Neben der Fragestellung, was nun unter dem Gesagten das Besondere für die Praxis ausmachen würde, wurden für die Zuhörerschaft, unter denen sich auch viele Erzieherinnen aus Kindertageseinrichtungen befanden, die Grundbausteine für Resilienzförderung von Kindern referiert. Als Folge davon stellte Frau Dr. Nicolai Ansatzpunkte für Resilienzförderung auf der individuellen und der Beziehungsebene dar. Ferner stellte sie Präventionsmaßnahmen bei hoch belasteten Familien vor und beendete das Kapitel mit der Darstellung systemischer Methoden in Sozialer Arbeit und Therapie, die der Resilienzstärkung dienen.

In einem weiteren Abschnitt betrachtete die Referentin dann die Selbstfürsorge der Profis und stellte Risikofaktoren bei Helferinnen und Helfern dar. Über Burn – out – Prophylaxe gab sie weitere Anregungen zur Resilienz – Förderung der Profis und beendete ihren Vortrag mit den weiterführenden Literaturhinweisen.

Die Zuhörerschaft dankte Frau Prof. Dr. Nicolai mit lang anhaltendem Applaus. Besonders ihr lebhafter und gut verständlicher Vortragsstil mit weitgehendem Verzicht auf Anglizismen oder der Verwendung von Verständnis hemmenden Fremdwörtern fand allgemein Zustimmung. In der anschließenden Diskussion wurden Verständnisfragen geklärt und Anteil genommen am weiteren Verlauf der von Frau Dr. Nicolai skizzierten Fallsituationen.
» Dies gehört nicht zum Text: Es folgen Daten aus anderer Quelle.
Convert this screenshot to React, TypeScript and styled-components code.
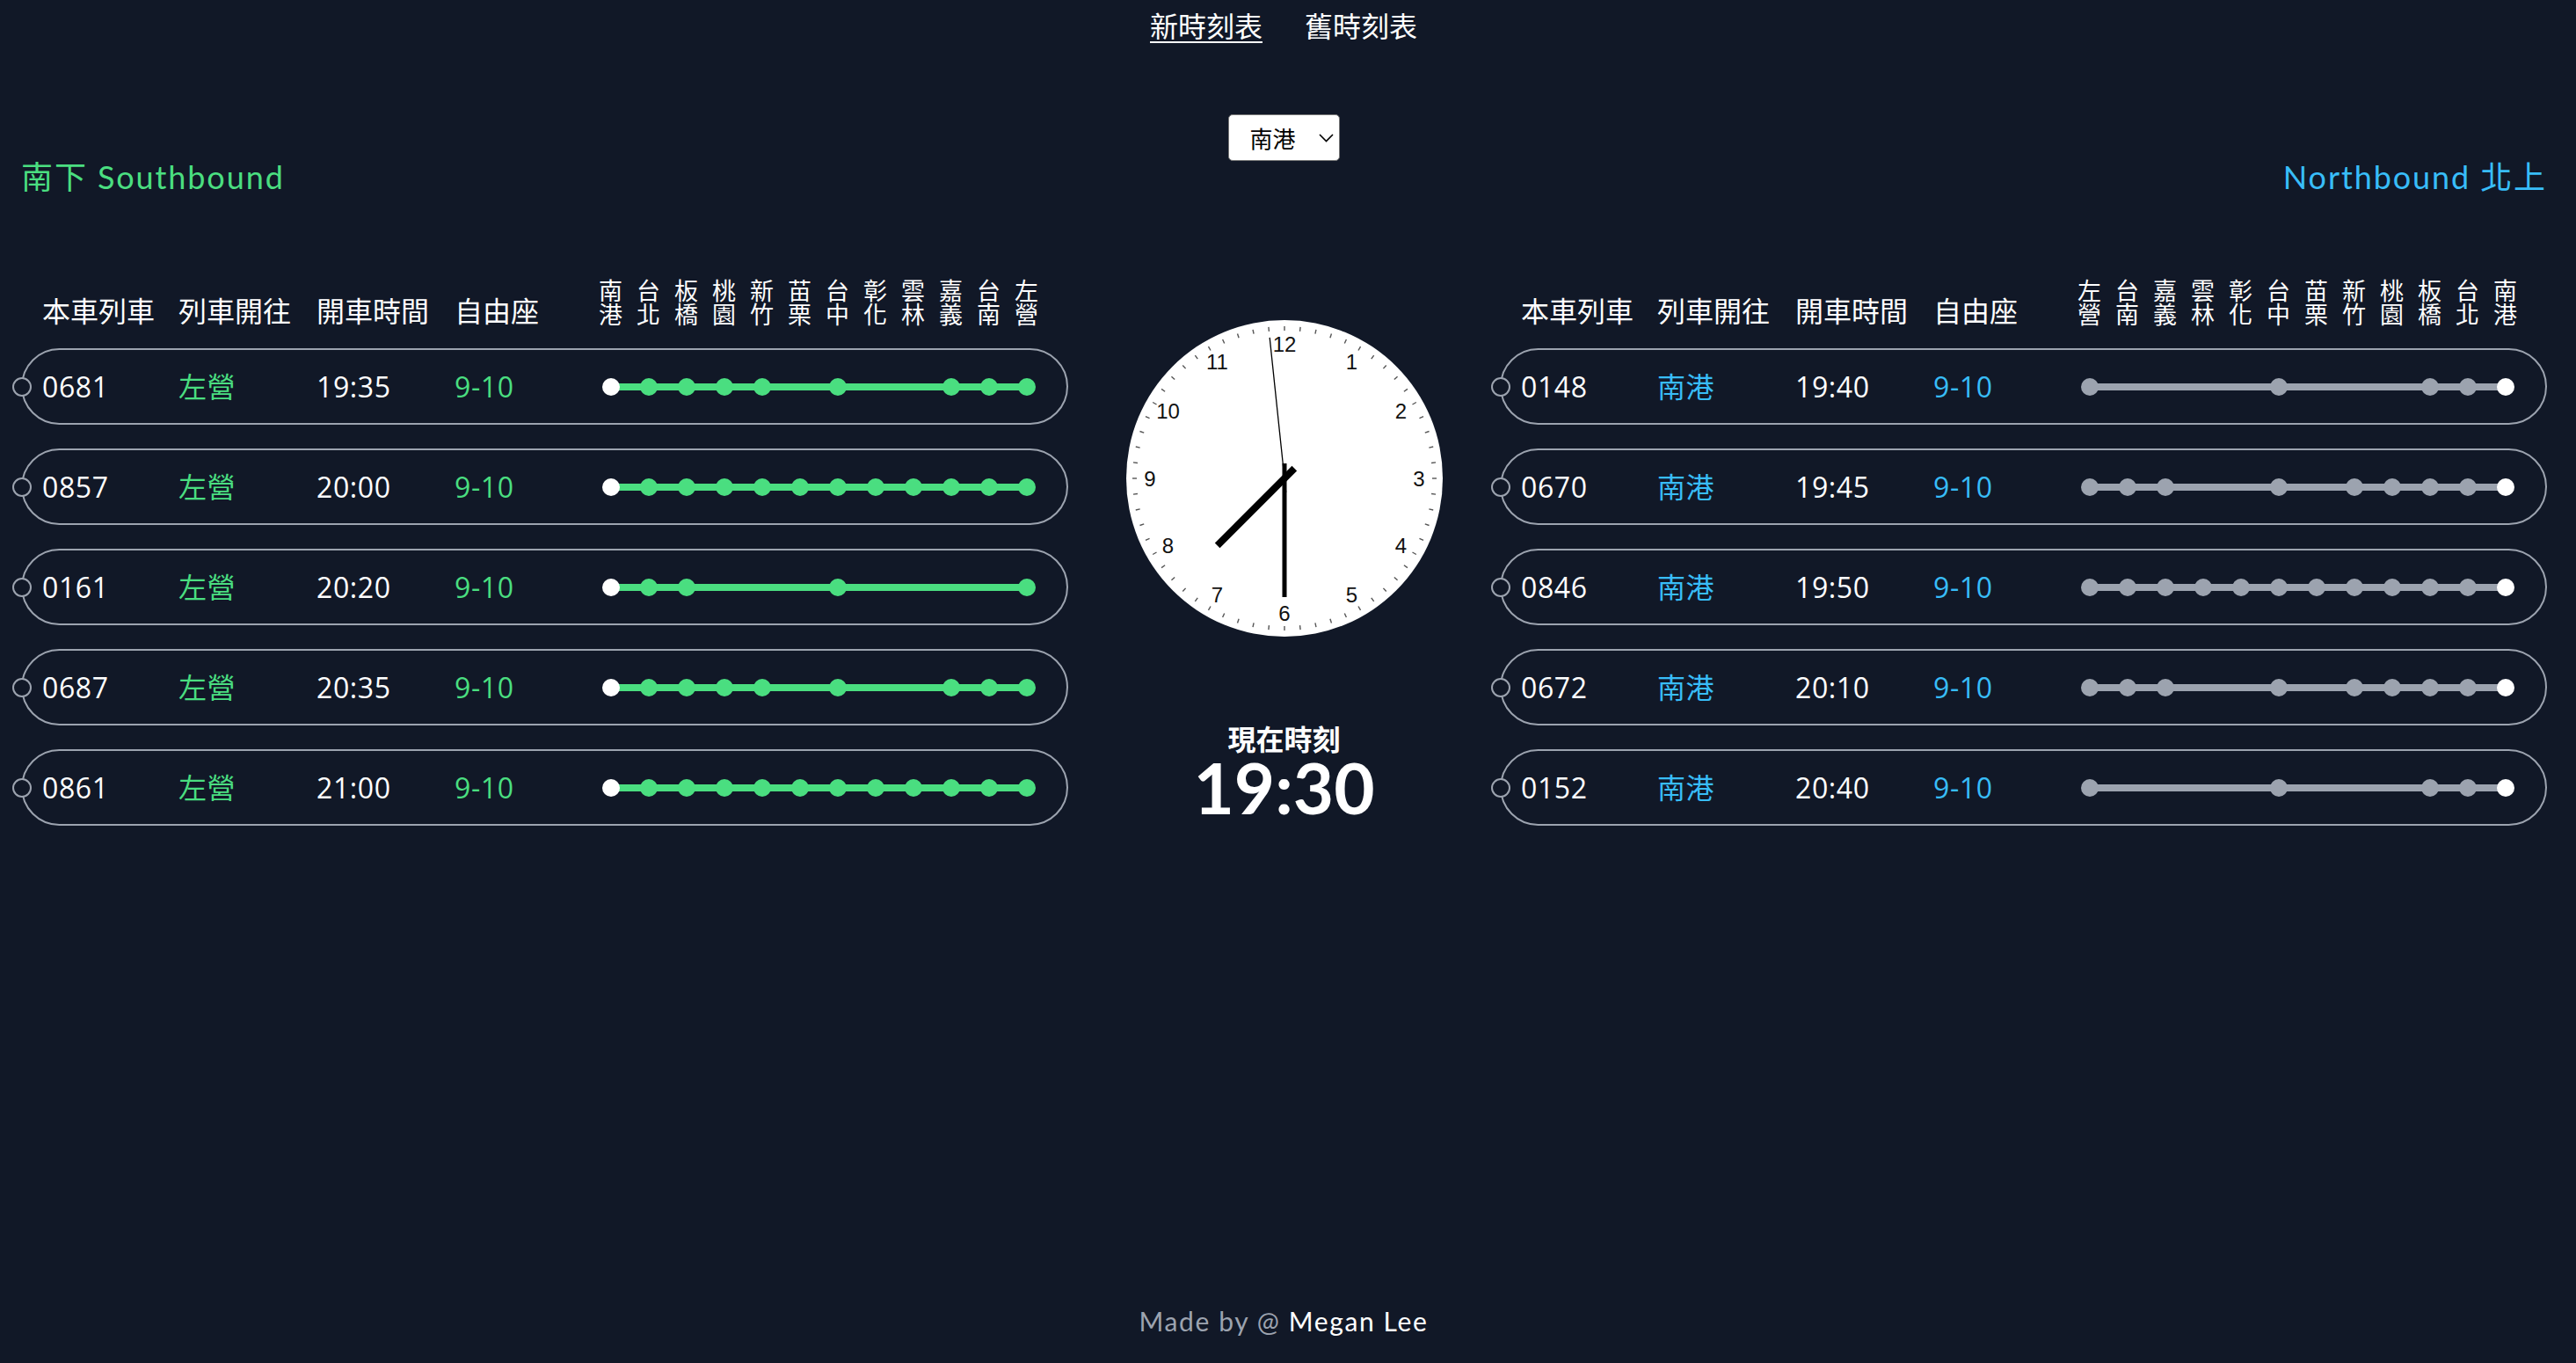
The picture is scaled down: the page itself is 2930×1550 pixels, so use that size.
import React from "react";
import styled, { createGlobalStyle } from "styled-components";

const GREEN = "#4ade80";
const BLUE = "#38bdf8";
const GRAY = "#9ca3af";
const BG = "#111827";
const CJK = `"Noto Sans CJK TC", "Noto Sans CJK SC", sans-serif`;

const GlobalStyle = createGlobalStyle`
  html, body { margin: 0; padding: 0; background: ${BG}; }
  body { font-family: "Lato", ${CJK}; color: #fff; }
  * { box-sizing: border-box; }
`;

const Page = styled.div`
  width: 2920px;
  min-height: 1550px;
  display: flex;
  flex-direction: column;
`;

const Nav = styled.nav`
  display: flex;
  justify-content: center;
  gap: 48px;
  padding-top: 9px;
`;

const NavLink = styled.a<{ $active?: boolean }>`
  font-family: ${CJK};
  font-size: 32px;
  line-height: 38px;
  color: #fff;
  text-decoration: none;
  border-bottom: 2px solid ${(p) => (p.$active ? "#fff" : "transparent")};
  cursor: pointer;
`;

const SelectRow = styled.div`
  display: flex;
  justify-content: center;
  margin-top: 81px;
`;

const SelectWrap = styled.div`
  position: relative;
  width: 127px;
  height: 53px;
`;

const StationSelect = styled.select`
  appearance: none;
  -webkit-appearance: none;
  width: 100%;
  height: 100%;
  margin: 0;
  border: 1px solid #767676;
  border-radius: 5px;
  background: #fff;
  color: #000;
  font-family: ${CJK};
  font-size: 26px;
  padding: 0 0 0 24px;
  outline: none;
`;

const Chevron = styled.svg`
  position: absolute;
  right: 7px;
  top: 22px;
  width: 17px;
  height: 10px;
  pointer-events: none;
`;

const Board = styled.main`
  display: grid;
  grid-template-columns: 1191px 491px 1191px;
  padding-left: 24px;
  align-items: start;
`;

const Panel = styled.section`
  display: flex;
  flex-direction: column;
`;

const DirTitle = styled.h2<{ $color: string; $align: "left" | "right" }>`
  margin: 0;
  font-family: "Lato", ${CJK};
  font-weight: 400;
  font-size: 36px;
  line-height: 36px;
  letter-spacing: 1.9px;
  color: ${(p) => p.$color};
  text-align: ${(p) => p.$align};
`;

const COLS = "155px 157px 157px 156px 516px";

const HeaderRow = styled.div`
  display: grid;
  grid-template-columns: ${COLS};
  align-items: end;
  padding-left: 24px;
  margin-top: 97px;
`;

const HeaderCell = styled.div`
  font-family: ${CJK};
  font-size: 32px;
  line-height: 32px;
  color: #fff;
  white-space: nowrap;
`;

const StationHeads = styled.div`
  display: grid;
  grid-template-columns: repeat(12, 43px);
  margin-bottom: -2px;
`;

const StationName = styled.div`
  display: flex;
  flex-direction: column;
  align-items: center;
  font-family: ${CJK};
  font-size: 27px;
  line-height: 27px;
  color: #fff;
`;

const Rows = styled.div`
  display: flex;
  flex-direction: column;
  gap: 27px;
  margin-top: 28px;
`;

const Row = styled.div`
  position: relative;
  height: 87px;
  border: 2px solid ${GRAY};
  border-radius: 9999px;
  display: grid;
  grid-template-columns: ${COLS};
  align-items: center;
  padding-left: 22px;
`;

const Pin = styled.span`
  position: absolute;
  left: -12px;
  top: 50%;
  width: 22px;
  height: 22px;
  margin-top: -11px;
  border-radius: 50%;
  border: 2px solid ${GRAY};
  background: ${BG};
`;

const Cell = styled.div<{ $color?: string }>`
  font-family: "Open Sans", ${CJK};
  font-size: 32px;
  line-height: 40px;
  letter-spacing: 0.6px;
  color: ${(p) => p.$color || "#fff"};
  white-space: nowrap;
`;

const Track = styled.div<{ $color: string }>`
  position: relative;
  display: grid;
  grid-template-columns: repeat(12, 43px);
  height: 20px;
  align-items: center;
  &::before {
    content: "";
    position: absolute;
    left: 21.5px;
    right: 21.5px;
    top: 6px;
    height: 8px;
    background: ${(p) => p.$color};
  }
`;

const Stop = styled.span<{ $color: string }>`
  position: relative;
  justify-self: center;
  width: 20px;
  height: 20px;
  border-radius: 50%;
  background: ${(p) => p.$color};
`;

const Center = styled.div`
  display: flex;
  flex-direction: column;
  align-items: center;
  padding-top: 181px;
`;

const ClockSvg = styled.svg`
  display: block;
  width: 360px;
  height: 360px;
`;

const NowLabel = styled.div`
  margin-top: 99px;
  font-family: ${CJK};
  font-weight: 700;
  font-size: 32px;
  line-height: 32px;
`;

const NowTime = styled.div`
  font-family: "Lato", sans-serif;
  font-weight: 700;
  font-size: 80px;
  line-height: 80px;
`;

const Footer = styled.footer`
  margin-top: auto;
  padding-bottom: 27px;
  text-align: center;
  font-family: "Lato", sans-serif;
  font-size: 30px;
  line-height: 42px;
  letter-spacing: 1.6px;
  color: ${GRAY};
`;

const Author = styled.span`
  color: #fff;
`;

const SOUTH = ["南港", "台北", "板橋", "桃園", "新竹", "苗栗", "台中", "彰化", "雲林", "嘉義", "台南", "左營"];
const NORTH = [...SOUTH].reverse();
const ALL = Array.from({ length: 12 }, (_, i) => i);
const A = [0, 1, 2, 3, 4, 6, 9, 10, 11];
const B = [0, 5, 9, 10, 11];
const C = [0, 1, 2, 5, 7, 8, 9, 10, 11];

type Train = { no: string; time: string; stops: number[] };

const southTrains: Train[] = [
  { no: "0681", time: "19:35", stops: A },
  { no: "0857", time: "20:00", stops: ALL },
  { no: "0161", time: "20:20", stops: [0, 1, 2, 6, 11] },
  { no: "0687", time: "20:35", stops: A },
  { no: "0861", time: "21:00", stops: ALL },
];

const northTrains: Train[] = [
  { no: "0148", time: "19:40", stops: B },
  { no: "0670", time: "19:45", stops: C },
  { no: "0846", time: "19:50", stops: ALL },
  { no: "0672", time: "20:10", stops: C },
  { no: "0152", time: "20:40", stops: B },
];

const Clock: React.FC = () => {
  const c = 180;
  const pt = (deg: number, r: number) => {
    const a = (deg * Math.PI) / 180;
    return [c + Math.sin(a) * r, c - Math.cos(a) * r];
  };
  const hand = (deg: number, len: number, tail: number, w: number) => {
    const [x1, y1] = pt(deg + 180, tail);
    const [x2, y2] = pt(deg, len);
    return <line x1={x1} y1={y1} x2={x2} y2={y2} stroke="#000" strokeWidth={w} />;
  };
  return (
    <ClockSvg viewBox="0 0 360 360">
      <circle cx={c} cy={c} r={180} fill="#fff" />
      {Array.from({ length: 60 }, (_, i) => {
        const [x1, y1] = pt(i * 6, 168);
        const [x2, y2] = pt(i * 6, 173);
        return <line key={i} x1={x1} y1={y1} x2={x2} y2={y2} stroke="#555" strokeWidth={1.4} />;
      })}
      {Array.from({ length: 12 }, (_, i) => {
        const n = i + 1;
        const [x, y] = pt(n * 30, 153);
        return (
          <text
            key={n}
            x={x}
            y={y + 8.5}
            textAnchor="middle"
            fontFamily='"Liberation Sans", Arial, sans-serif'
            fontSize={24}
            fill="#111"
          >
            {n}
          </text>
        );
      })}
      {hand(225, 108, 16, 8)}
      {hand(180, 135, 17, 5)}
      {hand(354, 161, 16, 1.3)}
    </ClockSvg>
  );
};

const DirectionPanel: React.FC<{
  title: string;
  align: "left" | "right";
  accent: string;
  lineColor: string;
  stations: string[];
  dest: string;
  trains: Train[];
  origin: number;
}> = ({ title, align, accent, lineColor, stations, dest, trains, origin }) => (
  <Panel>
    <DirTitle $color={accent} $align={align}>
      {title}
    </DirTitle>
    <HeaderRow>
      <HeaderCell>本車列車</HeaderCell>
      <HeaderCell>列車開往</HeaderCell>
      <HeaderCell>開車時間</HeaderCell>
      <HeaderCell>自由座</HeaderCell>
      <StationHeads>
        {stations.map((s) => (
          <StationName key={s}>
            <span>{s[0]}</span>
            <span>{s[1]}</span>
          </StationName>
        ))}
      </StationHeads>
    </HeaderRow>
    <Rows>
      {trains.map((t) => (
        <Row key={t.no}>
          <Pin />
          <Cell>{t.no}</Cell>
          <Cell $color={accent}>{dest}</Cell>
          <Cell>{t.time}</Cell>
          <Cell $color={accent}>9-10</Cell>
          <Track $color={lineColor}>
            {ALL.map((i) =>
              t.stops.includes(i) ? (
                <Stop key={i} $color={i === origin ? "#fff" : lineColor} />
              ) : (
                <span key={i} />
              )
            )}
          </Track>
        </Row>
      ))}
    </Rows>
  </Panel>
);

export default function App() {
  return (
    <Page>
      <GlobalStyle />
      <Nav>
        <NavLink $active>新時刻表</NavLink>
        <NavLink>舊時刻表</NavLink>
      </Nav>
      <SelectRow>
        <SelectWrap>
          <StationSelect defaultValue="南港">
            {SOUTH.map((s) => (
              <option key={s} value={s}>
                {s}
              </option>
            ))}
          </StationSelect>
          <Chevron viewBox="0 0 17 10">
            <polyline points="1,1 8.5,8.5 16,1" fill="none" stroke="#000" strokeWidth="1.6" />
          </Chevron>
        </SelectWrap>
      </SelectRow>
      <Board>
        <DirectionPanel
          title="南下 Southbound"
          align="left"
          accent={GREEN}
          lineColor={GREEN}
          stations={SOUTH}
          dest="左營"
          trains={southTrains}
          origin={0}
        />
        <Center>
          <Clock />
          <NowLabel>現在時刻</NowLabel>
          <NowTime>19:30</NowTime>
        </Center>
        <DirectionPanel
          title="Northbound 北上"
          align="right"
          accent={BLUE}
          lineColor={GRAY}
          stations={NORTH}
          dest="南港"
          trains={northTrains}
          origin={11}
        />
      </Board>
      <Footer>
        Made by @ <Author>Megan Lee</Author>
      </Footer>
    </Page>
  );
}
Nach einer Pause stellte Anke Lingnau – Carduck, eine der drei in Potsdam neu gewählten Sprecherinnen der Fachgruppe Systemische Kinder- und Jugendhilfe, die gegenwärtigen Aufgaben der Fachgruppe innerhalb der DGSF dar. Claudia Lintner berichtete dann dem Auditorium über die Arbeitsgruppen, die sich nach der ersten Veranstaltung im Januar 2009 gebildet haben und die sich noch immer in Essen und Dortmund sowie Schwerte regelmäßig treffen und „vernetzen“. Und zum Schluss boten Birgit Averbeck und Enno Hermans für die Interessierten Einstiegsmöglichkeiten in die bereits laufenden Vernetzungsgruppen.

Der Abend, der um 18:00 Uhr begann, endete gegen 20:45 Uhr und viele der zum Teil von weit her  Angereisten ließen den Besuch der Veranstaltung am Büchertisch oder in der Restauration der „Rohrmeisterei“ bei Gesprächen mit anderen Gleichgesinnten ausklingen.